WHAT YOU HAVE TO DO: Write out the material again exactly, please, and omit the pictures.

COLLECTED DATA:
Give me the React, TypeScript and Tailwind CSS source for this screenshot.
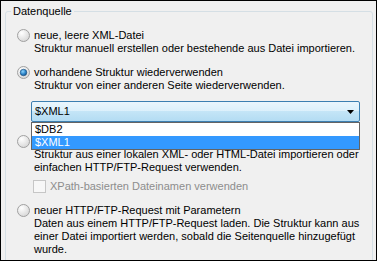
import React from 'react';

const font = { fontFamily: '"Liberation Sans", Arial, sans-serif' };

function Radio({ checked = false }: { checked?: boolean }) {
  return (
    <svg width="13" height="13" viewBox="0 0 13 13" className="shrink-0">
      <defs>
        <radialGradient id="rfill" cx="0.35" cy="0.3" r="0.8">
          <stop offset="0" stopColor="#ffffff" />
          <stop offset="1" stopColor="#d4d4d4" />
        </radialGradient>
        <radialGradient id="rdot" cx="0.4" cy="0.35" r="0.7">
          <stop offset="0" stopColor="#8fd3fb" />
          <stop offset="0.6" stopColor="#2a83c8" />
          <stop offset="1" stopColor="#184f86" />
        </radialGradient>
      </defs>
      <circle cx="6.5" cy="6.5" r="6" fill="url(#rfill)" stroke="#a0a0a0" strokeWidth="1" />
      {checked && <circle cx="6.5" cy="6.5" r="3.3" fill="url(#rdot)" stroke="#1b4f7d" strokeWidth="0.6" />}
    </svg>
  );
}

function Option({ checked, title, lines }: { checked?: boolean; title: string; lines: string[] }) {
  return (
    <div>
      <div className="flex items-center gap-[4px] h-[13px]">
        <Radio checked={checked} />
        <span>{title}</span>
      </div>
      {lines.map((l) => (
        <div key={l} className="pl-[17px] h-[13px]">{l}</div>
      ))}
    </div>
  );
}

export default function App() {
  return (
    <div
      style={font}
      className="w-[377px] h-[261px] border border-black bg-[#f0f0f0] overflow-hidden text-[11px] leading-[13px] text-black"
    >
      <div className="relative mt-[10px] ml-[4px] mr-[3px] h-[270px] border border-[#d5dfe5] rounded-[3px] pt-[17px] pl-[11px]">
        <span className="absolute -top-[7px] left-[5px] bg-[#f0f0f0] px-[2px]">Datenquelle</span>

        <Option
          title="neue, leere XML-Datei"
          lines={['Struktur manuell erstellen oder bestehende aus Datei importieren.']}
        />

        <div className="mt-[11px]">
          <Option
            checked
            title="vorhandene Struktur wiederverwenden"
            lines={['Struktur von einer anderen Seite wiederverwenden.']}
          />
        </div>

        <div className="relative mt-[9px] ml-[14px] w-[329px] h-[21px] border border-[#3c7fb1] rounded-[2px] bg-[linear-gradient(to_bottom,#eaf6fd_0%,#dbf0fb_50%,#c4e5f7_50%,#b3dcf3_100%)] flex items-center pl-[3px] pr-[5px]">
          <span className="flex-1">$XML1</span>
          <svg width="7" height="4" viewBox="0 0 7 4">
            <path d="M0 0H7L3.5 4Z" fill="#000" />
          </svg>
          <div className="absolute left-[-1px] right-[-1px] top-[20px] border border-[#646464] bg-white z-10">
            <div className="h-[13px] pl-[3px]">$DB2</div>
            <div className="h-[13px] pl-[3px] bg-[#3399ff] text-white">$XML1</div>
          </div>
        </div>

        <div className="mt-[13px]">
          <div className="flex items-center h-[13px]">
            <Radio />
          </div>
          <div className="pl-[17px]">Struktur aus einer lokalen XML- oder HTML-Datei importieren oder</div>
          <div className="pl-[17px]">einfachen HTTP/FTP-Request verwenden.</div>
          <div className="mt-[6px] ml-[16px] flex items-center gap-[4px] h-[13px] text-[#8d8d8d]">
            <span className="w-[13px] h-[13px] border border-[#c6c6c6] bg-[#f7f7f7] shrink-0" />
            <span>XPath-basierten Dateinamen verwenden</span>
          </div>
        </div>

        <div className="mt-[11px]">
          <Option
            title="neuer HTTP/FTP-Request mit Parametern"
            lines={[
              'Daten aus einem HTTP/FTP-Request laden. Die Struktur kann aus',
              'einer Datei importiert werden, sobald die Seitenquelle hinzugefügt',
              'wurde.',
            ]}
          />
        </div>
      </div>
    </div>
  );
}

EXERCISE ANSWER:
Give me the React, TypeScript and Tailwind CSS source for this screenshot.
import React from 'react';

const font = { fontFamily: '"Liberation Sans", Arial, sans-serif' };

function Radio({ checked = false }: { checked?: boolean }) {
  return (
    <svg width="13" height="13" viewBox="0 0 13 13" className="shrink-0">
      <defs>
        <radialGradient id="rfill" cx="0.35" cy="0.3" r="0.8">
          <stop offset="0" stopColor="#ffffff" />
          <stop offset="1" stopColor="#d4d4d4" />
        </radialGradient>
        <radialGradient id="rdot" cx="0.4" cy="0.35" r="0.7">
          <stop offset="0" stopColor="#8fd3fb" />
          <stop offset="0.6" stopColor="#2a83c8" />
          <stop offset="1" stopColor="#184f86" />
        </radialGradient>
      </defs>
      <circle cx="6.5" cy="6.5" r="6" fill="url(#rfill)" stroke="#a0a0a0" strokeWidth="1" />
      {checked && <circle cx="6.5" cy="6.5" r="3.3" fill="url(#rdot)" stroke="#1b4f7d" strokeWidth="0.6" />}
    </svg>
  );
}

function Option({ checked, title, lines }: { checked?: boolean; title: string; lines: string[] }) {
  return (
    <div>
      <div className="flex items-center gap-[4px] h-[13px]">
        <Radio checked={checked} />
        <span>{title}</span>
      </div>
      {lines.map((l) => (
        <div key={l} className="pl-[17px] h-[13px]">{l}</div>
      ))}
    </div>
  );
}

export default function App() {
  return (
    <div
      style={font}
      className="w-[377px] h-[261px] border border-black bg-[#f0f0f0] overflow-hidden text-[11px] leading-[13px] text-black"
    >
      <div className="relative mt-[10px] ml-[4px] mr-[3px] h-[270px] border border-[#d5dfe5] rounded-[3px] pt-[17px] pl-[11px]">
        <span className="absolute -top-[7px] left-[5px] bg-[#f0f0f0] px-[2px]">Datenquelle</span>

        <Option
          title="neue, leere XML-Datei"
          lines={['Struktur manuell erstellen oder bestehende aus Datei importieren.']}
        />

        <div className="mt-[11px]">
          <Option
            checked
            title="vorhandene Struktur wiederverwenden"
            lines={['Struktur von einer anderen Seite wiederverwenden.']}
          />
        </div>

        <div className="relative mt-[9px] ml-[14px] w-[329px] h-[21px] border border-[#3c7fb1] rounded-[2px] bg-[linear-gradient(to_bottom,#eaf6fd_0%,#dbf0fb_50%,#c4e5f7_50%,#b3dcf3_100%)] flex items-center pl-[3px] pr-[5px]">
          <span className="flex-1">$XML1</span>
          <svg width="7" height="4" viewBox="0 0 7 4">
            <path d="M0 0H7L3.5 4Z" fill="#000" />
          </svg>
          <div className="absolute left-[-1px] right-[-1px] top-[20px] border border-[#646464] bg-white z-10">
            <div className="h-[13px] pl-[3px]">$DB2</div>
            <div className="h-[13px] pl-[3px] bg-[#3399ff] text-white">$XML1</div>
          </div>
        </div>

        <div className="mt-[13px]">
          <div className="flex items-center h-[13px]">
            <Radio />
          </div>
          <div className="pl-[17px]">Struktur aus einer lokalen XML- oder HTML-Datei importieren oder</div>
          <div className="pl-[17px]">einfachen HTTP/FTP-Request verwenden.</div>
          <div className="mt-[6px] ml-[16px] flex items-center gap-[4px] h-[13px] text-[#8d8d8d]">
            <span className="w-[13px] h-[13px] border border-[#c6c6c6] bg-[#f7f7f7] shrink-0" />
            <span>XPath-basierten Dateinamen verwenden</span>
          </div>
        </div>

        <div className="mt-[11px]">
          <Option
            title="neuer HTTP/FTP-Request mit Parametern"
            lines={[
              'Daten aus einem HTTP/FTP-Request laden. Die Struktur kann aus',
              'einer Datei importiert werden, sobald die Seitenquelle hinzugefügt',
              'wurde.',
            ]}
          />
        </div>
      </div>
    </div>
  );
}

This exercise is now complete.